A configurable evaluator for multiclass classification tasks. The function
reproduces the behaviour of Python's multiclass_metrics_fn, covering classical
discrimination metrics (ROC‑AUC with various averaging strategies, F1, accuracy, …)
as well as calibration metrics (ECE / adaptive ECE / classwise ECE).
Supported metrics names:
"roc_auc_macro_ovo" – ROC AUC, macro averaged over one-vs-one
"roc_auc_macro_ovr" – ROC AUC, macro averaged over one-vs-rest
"roc_auc_weighted_ovo" – ROC AUC, weighted averaged over one-vs-one
"roc_auc_weighted_ovr" – ROC AUC, weighted averaged over one-vs-rest
"accuracy" – Overall accuracy
"balanced_accuracy" – Balanced accuracy (useful for imbalanced datasets)
"f1_micro" – F1 score, micro averaged
"f1_macro" – F1 score, macro averaged
"f1_weighted" – F1 score, weighted averaged
"jaccard_micro" – Jaccard index, micro averaged
"jaccard_macro" – Jaccard index, macro averaged
"jaccard_weighted" – Jaccard index, weighted averaged
"cohen_kappa" – Cohen's κ
"brier_top1" – Brier score between top prediction and true label
"ECE" – Expected Calibration Error (equal‑width bins)
"ECE_adapt" – Adaptive ECE (equal‑size bins)

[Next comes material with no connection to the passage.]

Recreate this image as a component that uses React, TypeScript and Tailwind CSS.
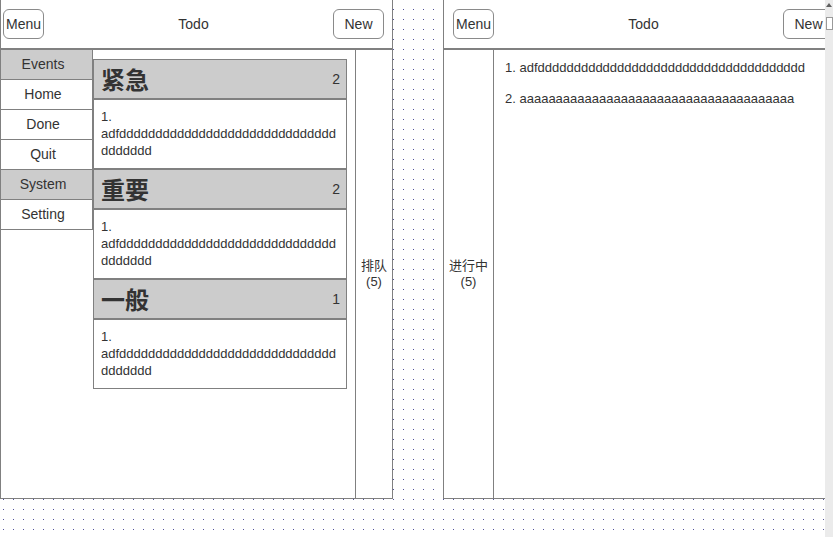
import React from "react";

const longText = "adf" + "d".repeat(37);

function Header({ right }: { right?: boolean }) {
  return (
    <div
      className={`flex h-[50px] shrink-0 items-center border-b-2 border-[#808080] bg-white ${
        right ? "pl-[9px]" : "pl-[2px]"
      }`}
    >
      <button className="flex h-[30px] w-[41px] shrink-0 items-center justify-center rounded-[6px] border border-[#8a8a8a] bg-white text-[14px] text-[#333]">
        Menu
      </button>
      <span className="flex-1 pl-[10px] text-center text-[14px] text-[#333]">Todo</span>
      <button
        className={`flex h-[30px] w-[51px] shrink-0 items-center justify-center rounded-[6px] border border-[#8a8a8a] bg-white text-[14px] text-[#333] ${
          right ? "mr-[10px]" : "mr-[8px]"
        }`}
      >
        New
      </button>
    </div>
  );
}

function NavItem({ label, active }: { label: string; active?: boolean }) {
  return (
    <div
      className={`flex h-[30px] items-center justify-center border-b border-[#808080] pr-[7px] text-[14px] text-[#333] ${
        active ? "bg-[#cccccc]" : "bg-white"
      }`}
    >
      {label}
    </div>
  );
}

function Group({ title, count }: { title: string; count: number }) {
  return (
    <>
      <div className="flex h-[40px] items-center justify-between border border-[#808080] bg-[#cccccc] pl-[7px] pr-[6px]">
        <span
          className="text-[24px] font-bold text-[#333]"
          style={{ fontFamily: '"Noto Sans CJK SC", sans-serif' }}
        >
          {title}
        </span>
        <span className="text-[14px] text-[#333]">{count}</span>
      </div>
      <div className="h-[70px] border border-[#808080] bg-white px-[7px] pt-[8px] text-[13px] leading-[17px] text-[#333] break-words">
        1. {longText}
      </div>
    </>
  );
}

export default function App() {
  return (
    <div
      className="relative flex h-[537px] w-[833px] overflow-hidden bg-white bg-[linear-gradient(90deg,transparent_1px,#fff_1px),linear-gradient(#50509a_1px,#fff_1px)] bg-[size:10px_10px] bg-[position:3px_9px]"
      style={{ fontFamily: '"Liberation Sans", Arial, "Noto Sans CJK SC", sans-serif' }}
    >
      {/* Left panel */}
      <div className="flex h-[499px] w-[393px] shrink-0 flex-col border-x border-b border-[#808080] bg-white">
        <Header />
        <div className="flex flex-1">
          <div className="w-[92px] shrink-0">
            <div className="border-r border-[#808080]">
              <NavItem label="Events" active />
              <NavItem label="Home" />
              <NavItem label="Done" />
              <NavItem label="Quit" />
              <NavItem label="System" active />
              <NavItem label="Setting" />
            </div>
          </div>
          <div className="flex w-[262px] shrink-0 flex-col pr-[8px] pt-[9px]">
            <Group title="紧急" count={2} />
            <Group title="重要" count={2} />
            <Group title="一般" count={1} />
          </div>
          <div className="flex flex-1 flex-col items-center justify-center border-l border-[#808080] text-[13px] leading-[16px] text-[#333]">
            <span>排队</span>
            <span>(5)</span>
          </div>
        </div>
      </div>

      {/* gap */}
      <div className="w-[50px] shrink-0" />

      {/* Right panel (clipped) */}
      <div className="flex-1 overflow-hidden">
        <div className="flex h-[499px] w-[401px] flex-col border-b border-l border-[#808080] bg-white">
          <Header right />
          <div className="flex flex-1">
            <div className="flex w-[50px] shrink-0 flex-col items-center justify-center border-r border-[#808080] text-[13px] leading-[16px] text-[#333]">
              <span>进行中</span>
              <span>(5)</span>
            </div>
            <div className="flex-1 pl-[11px] pt-[9px] text-[13px] leading-[17px] text-[#333]">
              <div className="h-[31px] whitespace-nowrap">1. {"adf" + "d".repeat(37)}</div>
              <div className="whitespace-nowrap">2. {"a".repeat(38)}</div>
            </div>
          </div>
        </div>
      </div>

      {/* Scrollbar */}
      <div className="relative h-full w-[8px] shrink-0 bg-[#ebebeb]">
        <svg className="absolute left-[1px] top-[3px]" width="6" height="4" viewBox="0 0 6 4">
          <path d="M3 0 L6 4 L0 4 Z" fill="#606060" />
        </svg>
        <div className="absolute left-[1px] top-[17px] h-[13px] w-[7px] border border-[#9a9a9a] bg-white" />
      </div>
    </div>
  );
}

"cwECEt" – Classwise ECE with threshold
"cwECEt_adapt" – Classwise adaptive ECE with threshold
"hits@n" – Computes HITS@1, HITS@5, HITS@10
"mean_rank" – Computes mean rank and mean reciprocal rank
Arguments
- y_true
Numeric or integer vector of ground‑truth labels (1, 2, ..., K) using R's 1-based indexing.
- y_prob
Numeric matrix of predicted probabilities with shape (n_samples, n_classes).
- metrics
Character vector listing which metrics to compute. Default is
c("accuracy", "f1_macro", "f1_micro").- y_predset
Optional matrix for prediction set metrics. Default is NULL.